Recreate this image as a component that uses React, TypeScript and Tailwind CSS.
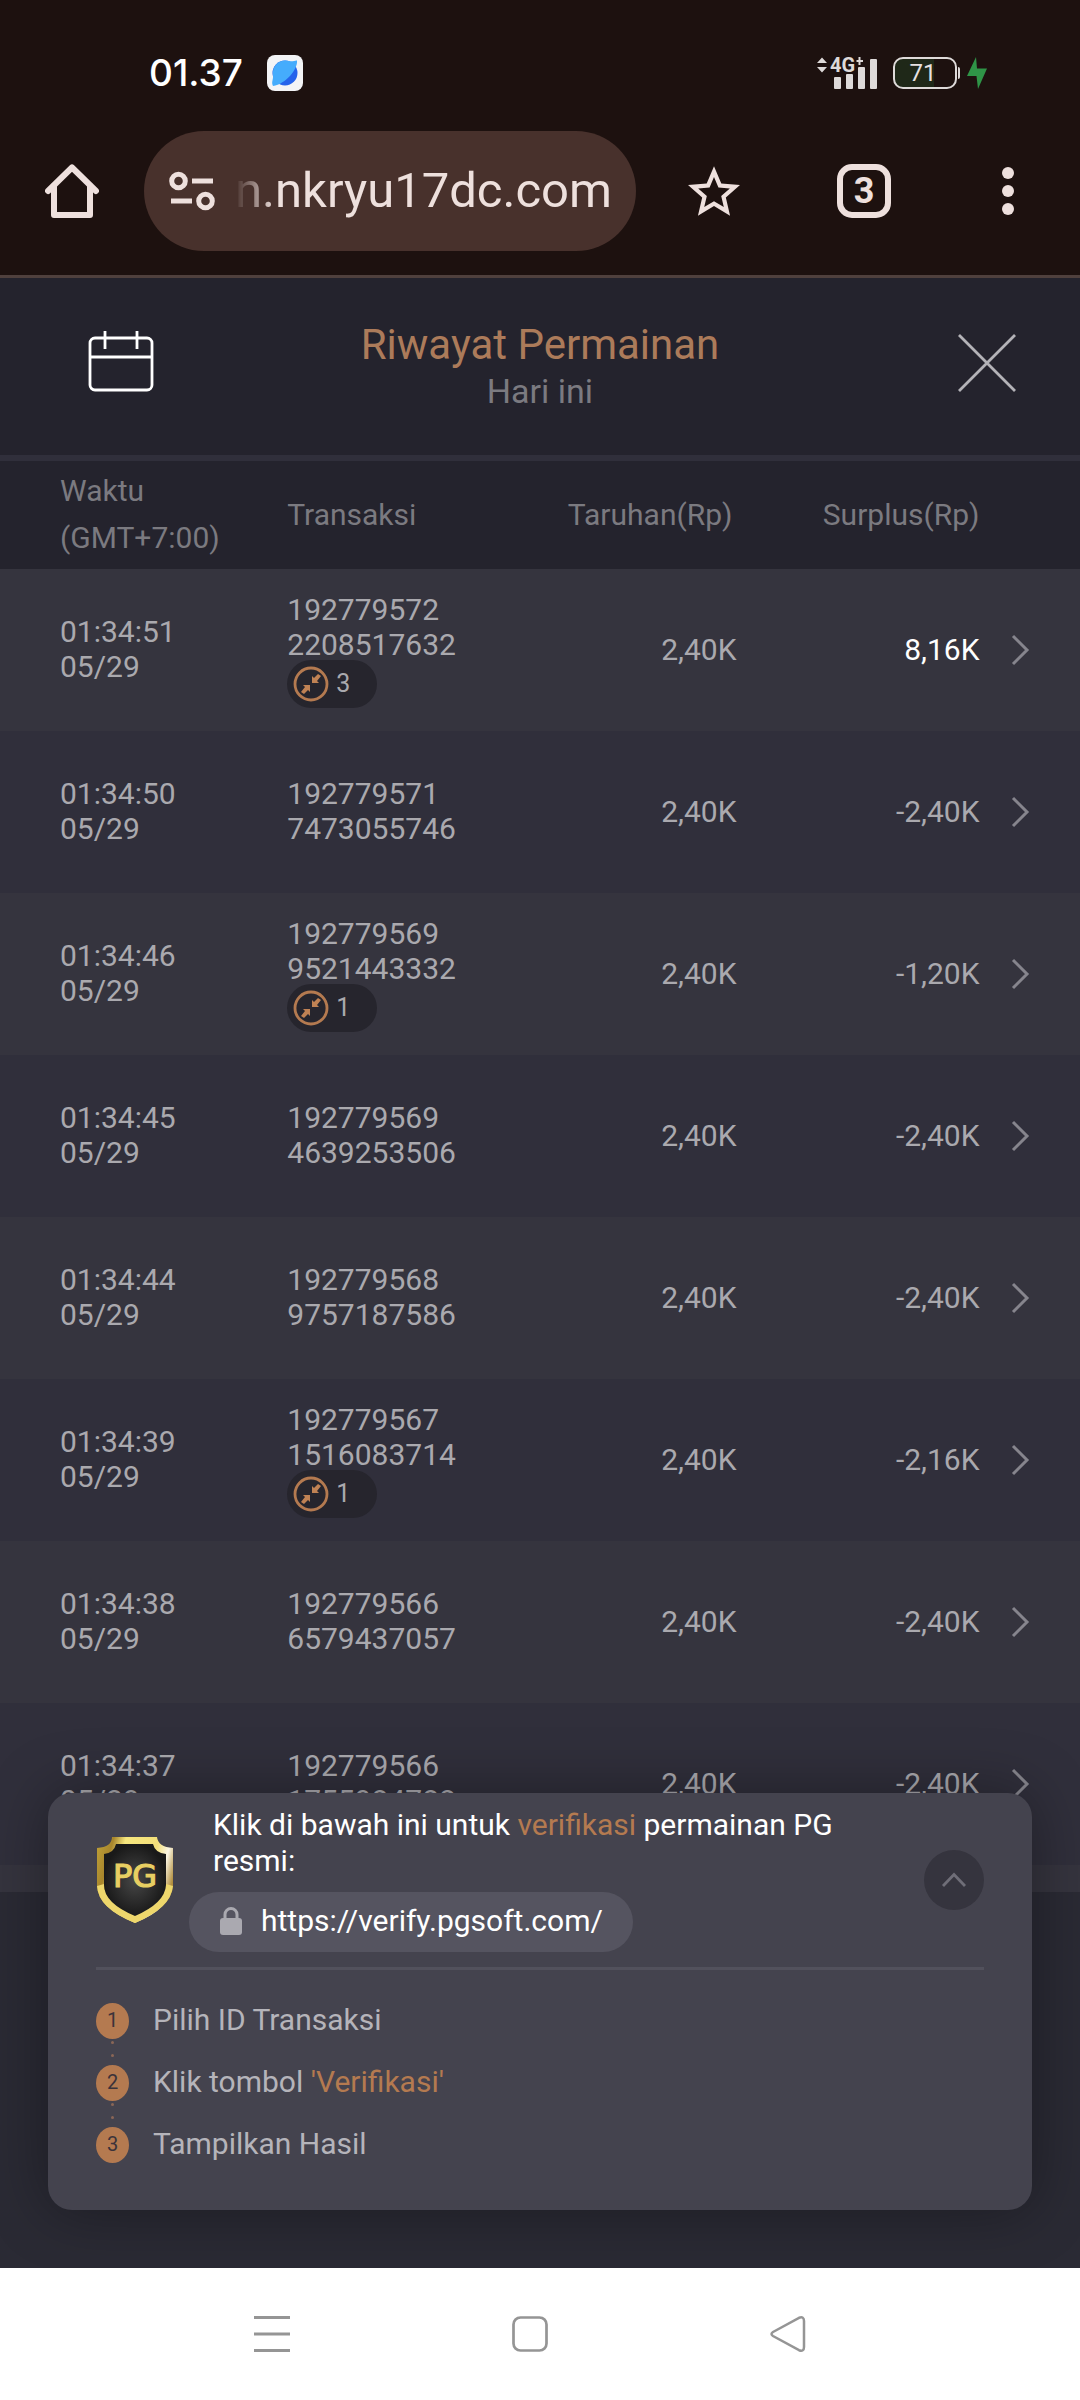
import type { ReactNode } from "react";

type Row = {
  time: string;
  tx: [string, string];
  spins?: number;
  bet: string;
  surplus: string;
};

const rows: Row[] = [
  { time: "01:34:51", tx: ["192779572", "2208517632"], spins: 3, bet: "2,40K", surplus: "8,16K" },
  { time: "01:34:50", tx: ["192779571", "7473055746"], bet: "2,40K", surplus: "-2,40K" },
  { time: "01:34:46", tx: ["192779569", "9521443332"], spins: 1, bet: "2,40K", surplus: "-1,20K" },
  { time: "01:34:45", tx: ["192779569", "4639253506"], bet: "2,40K", surplus: "-2,40K" },
  { time: "01:34:44", tx: ["192779568", "9757187586"], bet: "2,40K", surplus: "-2,40K" },
  { time: "01:34:39", tx: ["192779567", "1516083714"], spins: 1, bet: "2,40K", surplus: "-2,16K" },
  { time: "01:34:38", tx: ["192779566", "6579437057"], bet: "2,40K", surplus: "-2,40K" },
  { time: "01:34:37", tx: ["192779566", "1755984788"], bet: "2,40K", surplus: "-2,40K" },
];

function StatusBar() {
  return (
    <div className="flex h-9 items-center justify-between pr-[93px] pl-[149px]">
      <div className="flex items-center gap-6">
        <span className="font-['Inter'] text-[37px] leading-9 font-medium text-white">01.37</span>
        <svg width="36" height="36" viewBox="0 0 36 36" aria-hidden="true">
          <rect width="36" height="36" rx="8" fill="#f3f4f6" />
          <circle cx="18" cy="18" r="12.5" fill="#2563eb" />
          <path d="M6 31C4 27 6.500 25 6 20A12.500 12.500 0 0 1 22 6C26 7 28 5 30 5.500C31 14 19 29 6 31Z" fill="#45acfc" />
        </svg>
      </div>
      <div className="flex items-center">
        <svg width="60" height="45" viewBox="0 -6 60 45" fill="#dedad9" role="img" aria-label="Sinyal 4G+">
          <path d="M5 0.500L10 6H0ZM0 10H10L5 15.500Z" />
          <text x="13" y="15" fontFamily="Roboto, sans-serif" fontWeight="700" fontSize="20">4G</text>
          <path d="M39.500 3H41.500V0H43.500V3H46V5H43.500V8H41.500V5H39.500Z" />
          <rect x="17" y="20" width="7" height="12" rx="1" />
          <rect x="29" y="17" width="7" height="15" rx="1" />
          <rect x="41" y="10" width="7" height="22" rx="1" />
          <rect x="53" y="2" width="7" height="30" rx="1" />
        </svg>
        <div className="ml-4 flex items-center gap-px">
          <div className="flex h-8 w-16 items-center justify-center rounded-[10px] border-2 border-[#dedad9] bg-linear-to-r from-[#1f2818] from-65% to-transparent to-65% pr-1">
            <span className="font-['Roboto'] text-[24px] leading-7 text-[#e6e2e1]">71</span>
          </div>
          <span className="h-3 w-[2px] rounded-r bg-[#dedad9]" />
        </div>
        <svg className="ml-[7px]" width="20" height="32" viewBox="0 0 20 32" aria-hidden="true">
          <path d="M9 0L0 19H9.500L11 32L20 11.500H10Z" fill="#2f9447" />
        </svg>
      </div>
    </div>
  );
}

function BrowserBar() {
  return (
    <div className="mt-10 flex items-center pr-[66px] pl-[45px]">
      <button aria-label="Beranda">
        <svg width="54" height="54" viewBox="0 0 54 54" fill="none" stroke="#eee0dd" strokeWidth="6" strokeLinecap="round" strokeLinejoin="round">
          <path d="M3 27L27 3.500L51 27" />
          <path d="M9 22V51H45V22" />
        </svg>
      </button>
      <div className="mx-[45px] flex h-[120px] min-w-0 flex-1 items-center rounded-full bg-[#48312c] pr-6 pl-[25px]">
        <button aria-label="Info situs" className="shrink-0">
          <svg width="46" height="40" viewBox="0 0 46 40" fill="none" stroke="#eee0dd" strokeWidth="5">
            <circle cx="9.500" cy="10" r="6.800" />
            <path d="M23 10H44M2 30H23" />
            <circle cx="36.500" cy="30" r="6.800" />
          </svg>
        </button>
        <input
          aria-label="Alamat"
          readOnly
          value="n.nkryu17dc.com"
          className="ml-5 w-full min-w-0 flex-1 [mask-image:linear-gradient(to_right,transparent,black_40px)] bg-transparent text-right font-['Roboto'] text-[49px] leading-[60px] text-[#eee0dd] outline-none"
        />
      </div>
      <button aria-label="Markah" className="ml-[7px]">
        <svg width="52" height="50" viewBox="2 2 20 19" fill="#eee0dd">
          <path d="M22 9.240l-7.190-.620L12 2 9.190 8.630 2 9.240l5.460 4.730L5.820 21 12 17.270 18.180 21l-1.630-7.030L22 9.240zM12 15.400l-3.760 2.270 1-4.280-3.320-2.880 4.380-.380L12 6.100l1.710 4.040 4.380.380-3.320 2.880 1 4.280L12 15.400z" />
        </svg>
      </button>
      <button
        aria-label="Tab terbuka"
        className="ml-[97px] flex size-[54px] items-center justify-center rounded-[15px] border-6 border-[#eee0dd] font-['Roboto'] text-[36px] leading-9 font-bold text-[#eee0dd]"
      >
        3
      </button>
      <button aria-label="Menu lainnya" className="ml-[111px] flex flex-col gap-[6px]">
        <span className="size-3 rounded-full bg-[#eee0dd]" />
        <span className="size-3 rounded-full bg-[#eee0dd]" />
        <span className="size-3 rounded-full bg-[#eee0dd]" />
      </button>
    </div>
  );
}

function PageHeader() {
  return (
    <header className="grid h-[183px] grid-cols-[1fr_auto_1fr] items-center border-b-6 border-[#302f3b] bg-[#24232d] px-16">
      <button aria-label="Pilih tanggal" className="mb-3 ml-6 justify-self-start">
        <svg width="66" height="62" viewBox="0 0 66 62" fill="none" stroke="#fff" strokeWidth="2.800">
          <rect x="2" y="8" width="62" height="52" rx="5" />
          <path d="M2 27H64M17 1V19M49 1V19" />
        </svg>
      </button>
      <div className="text-center">
        <h1 className="text-[42px] leading-[48px] text-[#ac7b5a]">Riwayat Permainan</h1>
        <p className="text-[34px] leading-[44px] text-[#7b7a80]">Hari ini</p>
      </div>
      <button aria-label="Tutup" className="mb-2 justify-self-end">
        <svg width="58" height="58" viewBox="0 0 58 58" stroke="#b4b3b8" strokeWidth="2.800">
          <path d="M1 1L57 57M57 1L1 57" />
        </svg>
      </button>
    </header>
  );
}

function SpinBadge({ count }: { count: number }) {
  return (
    <span className="-mt-[2px] flex h-12 w-[90px] items-center gap-[7px] rounded-full bg-[#26252d] pl-[6px] text-[25px] leading-[30px]">
      <svg width="36" height="36" viewBox="0 0 36 36" aria-hidden="true">
        <circle cx="18" cy="18" r="16" fill="none" stroke="#b47a50" strokeWidth="2.800" />
        <path d="M8 26L12 21L10 19H17V26L15 24L11 28ZM28 10L24 15L26 17H19V10L21 12L25 8Z" fill="#c08254" />
      </svg>
      {count}
    </span>
  );
}

function HistoryTable() {
  return (
    <table className="w-full table-fixed border-collapse text-[30px]">
      <colgroup>
        <col className="w-[26.600%]" />
        <col className="w-[23.400%]" />
        <col className="w-[18.200%]" />
        <col className="w-[22.500%]" />
        <col className="w-[9.300%]" />
      </colgroup>
      <thead>
        <tr className="h-[108px] bg-[#24232d] leading-[47px] text-[#7b7a80]">
          <th className="pt-0 pb-[2px] pl-[60px] text-left font-normal">
            Waktu
            <br />
            (GMT+7:00)
          </th>
          <th className="pb-[2px] text-left font-normal">Transaksi</th>
          <th className="pr-1 pb-[2px] text-right font-normal whitespace-nowrap">Taruhan(Rp)</th>
          <th className="pb-[2px] text-right font-normal whitespace-nowrap">Surplus(Rp)</th>
          <th aria-label="Detail" />
        </tr>
      </thead>
      <tbody>
        {rows.map((r) => (
          <tr key={r.time} className="h-[162px] leading-[35px] text-[#aaa9ae] odd:bg-[#35343e] even:bg-[#302f3b]">
            <td className="pb-[2px] pl-[60px]">
              {r.time}
              <br />
              05/29
            </td>
            <td className={r.spins ? "" : "pb-[2px]"}>
              {r.tx[0]}
              <br />
              {r.tx[1]}
              {r.spins && <SpinBadge count={r.spins} />}
            </td>
            <td className="pb-[2px] text-right">{r.bet}</td>
            <td className={r.surplus.startsWith("-") ? "pb-[2px] text-right" : "pb-[2px] text-right text-white"}>
              {r.surplus}
            </td>
            <td className="pl-[30px]">
              <button aria-label={"Lihat detail " + r.time} className="block">
                <svg width="20" height="32" viewBox="0 0 20 32" fill="none" stroke="#86858d" strokeWidth="3">
                  <path d="M3 2L17 16L3 30" />
                </svg>
              </button>
            </td>
          </tr>
        ))}
      </tbody>
    </table>
  );
}

function PgShield() {
  return (
    <svg className="shrink-0" width="78" height="88" viewBox="0 0 78 88" role="img" aria-label="PG">
      <defs>
        <linearGradient id="gold" x1="0" y1="0.200" x2="1" y2="0.500">
          <stop offset="0" stopColor="#b99a35" />
          <stop offset="0.150" stopColor="#a8862c" />
          <stop offset="0.300" stopColor="#f6e67e" />
          <stop offset="0.700" stopColor="#f3df7a" />
          <stop offset="0.850" stopColor="#fbf6e4" />
          <stop offset="1" stopColor="#b18d3c" />
        </linearGradient>
        <radialGradient id="dark">
          <stop offset="0" stopColor="#474747" />
          <stop offset="1" stopColor="#191919" />
        </radialGradient>
      </defs>
      <path d="M16 1H61Q62 11 77 12V50Q75 72 39 87Q2 72 1 50V12Q16 11 16 1Z" fill="url(#gold)" />
      <path d="M1 50Q2 72 39 87Q75 72 77 50L70 48Q69 67 39 80Q8 67 8 48Z" fill="#eed76c" />
      <path d="M20 8H57Q59 17 70 18V49Q69 67 39 80Q8 67 8 49V18Q18 17 20 8Z" fill="url(#dark)" />
      <text
        x="39"
        y="51"
        textAnchor="middle"
        fontFamily="'DejaVu Sans', sans-serif"
        fontSize="32"
        fill="#e8cf62"
        stroke="#e8cf62"
        strokeWidth="1.200"
      >
        PG
      </text>
    </svg>
  );
}

function Step({ n, last, children }: { n: number; last?: boolean; children: ReactNode }) {
  return (
    <li className="flex gap-6">
      <div className="flex flex-col items-center">
        <span className="flex h-9 w-[33px] items-center justify-center rounded-[50%] bg-[#b47a50] pb-[2px] text-[20px] leading-6 text-[#3b333a]">
          {n}
        </span>
        {!last && (
          <span className="flex h-[26px] flex-col gap-[10px] pt-[2px]">
            <span className="size-[3px] rounded-full bg-[#8a6656]" />
            <span className="size-[3px] rounded-full bg-[#8a6656]" />
          </span>
        )}
      </div>
      <span className="leading-[34px]">{children}</span>
    </li>
  );
}

function VerifyPanel() {
  return (
    <aside className="absolute inset-x-12 bottom-[58px] rounded-3xl bg-[#44434e] px-12 pt-[14px] pb-[47px] text-[30px] shadow-[0_0_60px_rgba(0,0,0,0.35)]">
      <div className="flex items-center border-b-3 border-[#52515c] pb-[15px]">
        <PgShield />
        <div className="ml-[15px] min-w-0 flex-1">
          <p className="pl-6 leading-9 text-white">
            Klik di bawah ini untuk <span className="text-[#b47a50]">verifikasi</span> permainan PG resmi:
          </p>
          <a
            href="https://verify.pgsoft.com/"
            className="mt-[13px] inline-flex h-[60px] items-center rounded-full bg-[#555460] pr-[30px] pb-[2px] pl-[30px] align-top leading-9 text-white"
          >
            <svg className="mr-[18px]" width="24" height="28" viewBox="0 0 24 28" aria-hidden="true">
              <rect x="1" y="11" width="22" height="17" rx="3" fill="#aaa9b0" />
              <path d="M6 12V7.500A6 6 0 0 1 18 7.500V12" fill="none" stroke="#aaa9b0" strokeWidth="3" />
            </svg>
            https://verify.pgsoft.com/
          </a>
        </div>
        <button aria-label="Ciutkan" className="ml-10 flex size-[60px] shrink-0 items-center justify-center rounded-full bg-[#35343e]">
          <svg width="26" height="16" viewBox="0 0 26 16" fill="none" stroke="#6f6e78" strokeWidth="2.800">
            <path d="M2 14L13 2.500L24 14" />
          </svg>
        </button>
      </div>
      <ol className="mt-[33px] text-[#b5b4ba]">
        <Step n={1}>Pilih ID Transaksi</Step>
        <Step n={2}>
          Klik tombol <span className="text-[#b47a50]">'Verifikasi'</span>
        </Step>
        <Step n={3} last>
          Tampilkan Hasil
        </Step>
      </ol>
    </aside>
  );
}

function SystemNav() {
  return (
    <nav className="flex h-[132px] items-center justify-center gap-[222px] bg-white pr-5">
      <button aria-label="Aplikasi terbaru">
        <svg width="36" height="38" viewBox="0 0 36 38" stroke="#959595" strokeWidth="3">
          <path d="M0 2.500H36M0 19H36M0 35.500H36" />
        </svg>
      </button>
      <button aria-label="Layar utama">
        <svg width="36" height="38" viewBox="0 0 36 38" fill="none" stroke="#959595" strokeWidth="2.700">
          <rect x="1.500" y="2.500" width="33" height="33" rx="7" />
        </svg>
      </button>
      <button aria-label="Kembali">
        <svg width="36" height="38" viewBox="0 0 36 38" fill="none" stroke="#959595" strokeWidth="2.500">
          <path d="M3 17L29 2.800Q34 1 34 6V32Q34 37 29 35.200L3 21Q0 19 3 17Z" />
        </svg>
      </button>
    </nav>
  );
}

export default function App() {
  return (
    <div className="flex min-h-screen flex-col bg-[#2a2a34] font-['Roboto',sans-serif]">
      <div className="border-b-3 border-[#4f403d] bg-[#1d110f] pt-[55px] pb-6">
        <StatusBar />
        <BrowserBar />
      </div>
      <main className="relative flex-1 overflow-hidden">
        <PageHeader />
        <HistoryTable />
        <div className="h-[27px] bg-[#35343e]" />
        <VerifyPanel />
      </main>
      <SystemNav />
    </div>
  );
}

### TO DO
Give only the count of lines in the data that include the string "image".

### REPLY
2